Do this: Word for word, give the material below again, minus any images.
==== Data segment ====
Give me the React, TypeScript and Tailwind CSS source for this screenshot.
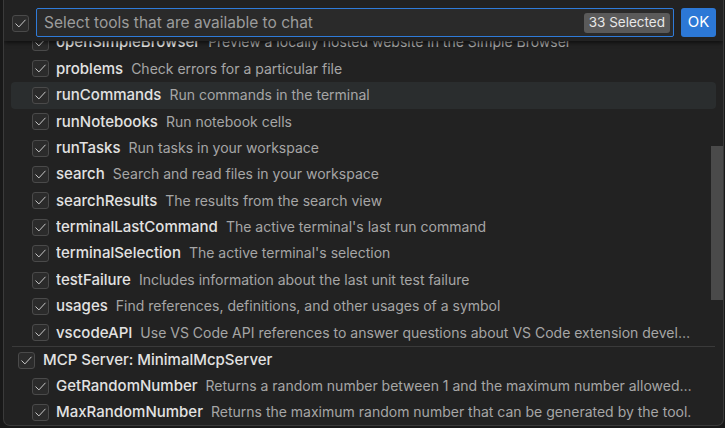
import React from "react";

const font = { fontFamily: "Inter, 'Noto Sans', sans-serif" };

function Check({ size = 17 }: { size?: number }) {
  return (
    <div
      className="flex shrink-0 items-center justify-center rounded-[3px] border border-[#4a4a4a] bg-[#2b2b2b]"
      style={{ width: size, height: size }}
    >
      <svg width="13" height="13" viewBox="0 0 16 16" fill="none">
        <path d="M2.2 8.4 L6 12.2 L13.8 3.8" stroke="#cfcfcf" strokeWidth="1.2" strokeLinecap="round" strokeLinejoin="round" />
      </svg>
    </div>
  );
}

const items: [string, string, boolean?][] = [
  ["openSimpleBrowser", "Preview a locally hosted website in the Simple Browser"],
  ["problems", "Check errors for a particular file"],
  ["runCommands", "Run commands in the terminal", true],
  ["runNotebooks", "Run notebook cells"],
  ["runTasks", "Run tasks in your workspace"],
  ["search", "Search and read files in your workspace"],
  ["searchResults", "The results from the search view"],
  ["terminalLastCommand", "The active terminal's last run command"],
  ["terminalSelection", "The active terminal's selection"],
  ["testFailure", "Includes information about the last unit test failure"],
  ["usages", "Find references, definitions, and other usages of a symbol"],
  ["vscodeAPI", "Use VS Code API references to answer questions about VS Code extension development"],
];

const mcp: [string, string][] = [
  ["GetRandomNumber", "Returns a random number between 1 and the maximum number allowed by the tool"],
  ["MaxRandomNumber", "Returns the maximum random number that can be generated by the tool."],
];

function Row({ label, desc, active }: { label: string; desc: string; active?: boolean }) {
  return (
    <div
      className={`mx-[7px] flex h-[26.4px] items-center gap-[7px] rounded-[4px] pl-[21px] pr-[22px] ${
        active ? "bg-[#2a2d2e]" : ""
      }`}
    >
      <Check />
      <div className="flex min-w-0 items-baseline gap-[8px] overflow-hidden whitespace-nowrap">
        <span className="shrink-0 text-[15px] font-medium text-[#e2e2e2]">{label}</span>
        <span className="min-w-0 truncate text-[14px] text-[#a6a6a6]">{desc}</span>
      </div>
    </div>
  );
}

export default function App() {
  return (
    <div className="flex h-[428px] w-[725px] overflow-hidden bg-[#181818] pl-[3px] pr-[1px]" style={font}>
      <div className="relative flex h-[426px] flex-1 flex-col overflow-hidden rounded-b-[7px] border border-t-0 border-[#3a3a3a] bg-[#222222]">
        <div className="relative z-10 flex h-[41px] shrink-0 items-start gap-[6px] bg-[#222222] pl-[8px] pr-[7px] pt-[8px] shadow-[0_2px_4px_rgba(0,0,0,0.55)]">
          <div className="mt-[7px]">
            <Check size={17} />
          </div>
          <div className="ml-[1px] flex h-[29px] flex-1 items-center rounded-[2px] border border-[#2f7bd9] bg-[#2a2a2a] pl-[7px] pr-[3px]">
            <span className="flex-1 text-[15.5px] text-[#9c9c9c]">Select tools that are available to chat</span>
            <span className="flex h-[20px] items-center rounded-[3px] bg-[#5a5a5a] px-[5px] text-[13.5px] text-[#e8e8e8]">
              33 Selected
            </span>
          </div>
          <button className="ml-[1px] flex h-[29px] w-[35px] items-center justify-center rounded-[3px] bg-[#2c78d6] text-[15px] text-white">
            OK
          </button>
        </div>
        <div className="relative -mt-[11.6px] flex flex-col">
          {items.map(([l, d, a]) => (
            <Row key={l} label={l} desc={d} active={a} />
          ))}
          <div className="mx-[8px] h-[1px] bg-[#3a3a3a]" />
          <div className="mx-[7px] flex h-[26px] items-center gap-[8px] pl-[7px]">
            <Check size={17} />
            <span className="text-[15px] font-medium text-[#e2e2e2]">MCP Server: MinimalMcpServer</span>
          </div>
          {mcp.map(([l, d]) => (
            <Row key={l} label={l} desc={d} />
          ))}
        </div>
        <div className="absolute right-0 top-[146px] h-[154px] w-[12px] bg-[#4a4a4a]" />
      </div>
    </div>
  );
}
====
The solution:
Give me the React, TypeScript and Tailwind CSS source for this screenshot.
import React from "react";

const font = { fontFamily: "Inter, 'Noto Sans', sans-serif" };

function Check({ size = 17 }: { size?: number }) {
  return (
    <div
      className="flex shrink-0 items-center justify-center rounded-[3px] border border-[#4a4a4a] bg-[#2b2b2b]"
      style={{ width: size, height: size }}
    >
      <svg width="13" height="13" viewBox="0 0 16 16" fill="none">
        <path d="M2.2 8.4 L6 12.2 L13.8 3.8" stroke="#cfcfcf" strokeWidth="1.2" strokeLinecap="round" strokeLinejoin="round" />
      </svg>
    </div>
  );
}

const items: [string, string, boolean?][] = [
  ["openSimpleBrowser", "Preview a locally hosted website in the Simple Browser"],
  ["problems", "Check errors for a particular file"],
  ["runCommands", "Run commands in the terminal", true],
  ["runNotebooks", "Run notebook cells"],
  ["runTasks", "Run tasks in your workspace"],
  ["search", "Search and read files in your workspace"],
  ["searchResults", "The results from the search view"],
  ["terminalLastCommand", "The active terminal's last run command"],
  ["terminalSelection", "The active terminal's selection"],
  ["testFailure", "Includes information about the last unit test failure"],
  ["usages", "Find references, definitions, and other usages of a symbol"],
  ["vscodeAPI", "Use VS Code API references to answer questions about VS Code extension development"],
];

const mcp: [string, string][] = [
  ["GetRandomNumber", "Returns a random number between 1 and the maximum number allowed by the tool"],
  ["MaxRandomNumber", "Returns the maximum random number that can be generated by the tool."],
];

function Row({ label, desc, active }: { label: string; desc: string; active?: boolean }) {
  return (
    <div
      className={`mx-[7px] flex h-[26.4px] items-center gap-[7px] rounded-[4px] pl-[21px] pr-[22px] ${
        active ? "bg-[#2a2d2e]" : ""
      }`}
    >
      <Check />
      <div className="flex min-w-0 items-baseline gap-[8px] overflow-hidden whitespace-nowrap">
        <span className="shrink-0 text-[15px] font-medium text-[#e2e2e2]">{label}</span>
        <span className="min-w-0 truncate text-[14px] text-[#a6a6a6]">{desc}</span>
      </div>
    </div>
  );
}

export default function App() {
  return (
    <div className="flex h-[428px] w-[725px] overflow-hidden bg-[#181818] pl-[3px] pr-[1px]" style={font}>
      <div className="relative flex h-[426px] flex-1 flex-col overflow-hidden rounded-b-[7px] border border-t-0 border-[#3a3a3a] bg-[#222222]">
        <div className="relative z-10 flex h-[41px] shrink-0 items-start gap-[6px] bg-[#222222] pl-[8px] pr-[7px] pt-[8px] shadow-[0_2px_4px_rgba(0,0,0,0.55)]">
          <div className="mt-[7px]">
            <Check size={17} />
          </div>
          <div className="ml-[1px] flex h-[29px] flex-1 items-center rounded-[2px] border border-[#2f7bd9] bg-[#2a2a2a] pl-[7px] pr-[3px]">
            <span className="flex-1 text-[15.5px] text-[#9c9c9c]">Select tools that are available to chat</span>
            <span className="flex h-[20px] items-center rounded-[3px] bg-[#5a5a5a] px-[5px] text-[13.5px] text-[#e8e8e8]">
              33 Selected
            </span>
          </div>
          <button className="ml-[1px] flex h-[29px] w-[35px] items-center justify-center rounded-[3px] bg-[#2c78d6] text-[15px] text-white">
            OK
          </button>
        </div>
        <div className="relative -mt-[11.6px] flex flex-col">
          {items.map(([l, d, a]) => (
            <Row key={l} label={l} desc={d} active={a} />
          ))}
          <div className="mx-[8px] h-[1px] bg-[#3a3a3a]" />
          <div className="mx-[7px] flex h-[26px] items-center gap-[8px] pl-[7px]">
            <Check size={17} />
            <span className="text-[15px] font-medium text-[#e2e2e2]">MCP Server: MinimalMcpServer</span>
          </div>
          {mcp.map(([l, d]) => (
            <Row key={l} label={l} desc={d} />
          ))}
        </div>
        <div className="absolute right-0 top-[146px] h-[154px] w-[12px] bg-[#4a4a4a]" />
      </div>
    </div>
  );
}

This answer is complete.